Tests introduced by the government two years ago in a bid to cut benefit fraud are not fit for purpose,say organisers of a campaign, based in Edinburgh, formed to fight them. Here, Jane Bradley talks to the campaign leaders, including a Leith GP who has many cases where he believes the assessments got it badly wrong
IT was a badge used by the SS guards to mark prisoners as “asocial” or “workshy” in Nazi concentration camps. Now the “black triangle” symbol has been adopted by a group of campaigners fighting the so-called “fit-to-work” assessments implemented by the Department of Work and Pensions (DWP) in a bid to stamp out benefit fraud.
Set up by John McArdle and a group of like-minded Edinburgh campaigners 18 months ago, the Black Triangle Campaign was launched in memory of Edinburgh writer Paul Reekie, who took his own life – allegedly after having his benefits cut during a bout of serious depression. Reekie did not leave a suicide note, but he laid out two letters on his table, found after his death. One was notifying him that his housing benefit had been stopped. The other was informing him that his incapacity benefit had been stopped.
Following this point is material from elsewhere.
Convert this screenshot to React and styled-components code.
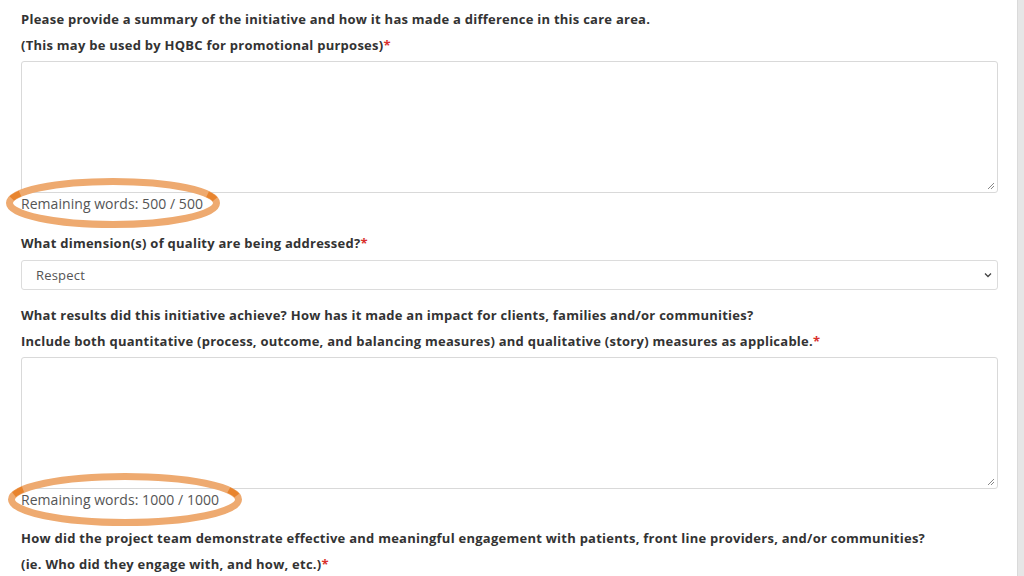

McArdle – who himself was forced to fight an appeal that he won to continue to retain his own benefits after a severe period of clinical depression – heard about the circumstances surrounding Reekie’s death and decided to take action. “Paul Reekie was an acquaintance, but when I heard about what had happened to him, I decided to do something about it,” says McArdle. “I set up the Black Triangle campaign. It began as a Facebook page, but it just snowballed from there. The frustration is that the issues haven’t really got any better.
“Disabled people are incredibly vulnerable and it is devastating when someone has their benefits cut, but it is incredibly difficult to change.” Under the official title, the Work Capability Assessment (WCA), the test was introduced by the DWP two years ago to assess whether people should be entitled to employment and support allowance.
It has since been the subject of much debate from both sides of the argument: some believe it is a much-needed crackdown on benefit cheats; others say the system used by the private company, Atos, which carries out the interviews, is not fit for purpose.
Also leading the campaign is Leith GP Dr Stephen Carty, who broke ranks with his profession to stand up for his patients when he discovered many were being told they were fit for work after passing a number of tests that did not involve consulting medical experts.
“I have grave concerns about the harm that is being done to patients who are being put through this Work Capability Assessment processes,” he says. “It is essentially a computer system used by Atos to assess patients. What is happening is that people are being seen by individuals with very little occupational health training – and they don’t request any meaningful information from a GP who has been treating the patient.”
He added: “I think there are a variety of reasons why there has been silence from the medical perspective on this issue. One is that if changes are brought in, they would have to act as gatekeepers for patients. We have been staggered by the harm and the lack of regard to safety that has been applied here through these assessments.”
Carty’s list of people deemed fit to work, whom he insists are not capable of normal employment, is almost endless. Right he lists four case studies, including one man who had his benefits axed after being told he had to go out to work shortly after being sectioned in a mental hospital.
The campaigners are now focusing on lobbying the government and organising demonstrations – the next is due to take place at Westminster later this month over the proposed Welfare Reform Bill, which would see a shake- up of how disability benefits are paid – and is trying to build a database of legal experts willing to donate their time to people trying to fight their corner.
A spokeswoman for Atos said the results of all Work Capability Assessment interviews are passed onto the DWP for a decision. The DWP says its system works. Reforms to the system, brought in after an independent review carried out by Professor Malcolm Harrington, were welcomed by the government when the review was published in November.
“It is in everyone’s interest to get the WCA right, which is why has been greatly improved over the last two years,” said a DWP spokeswoman. “The system is far better than it was but we will continue to keep it under review and refine it further.
“We are committed to helping thousands of people move from benefits and back into work. Those found too sick or disabled to work won’t be expected to and will continue to receive the help and support they need.”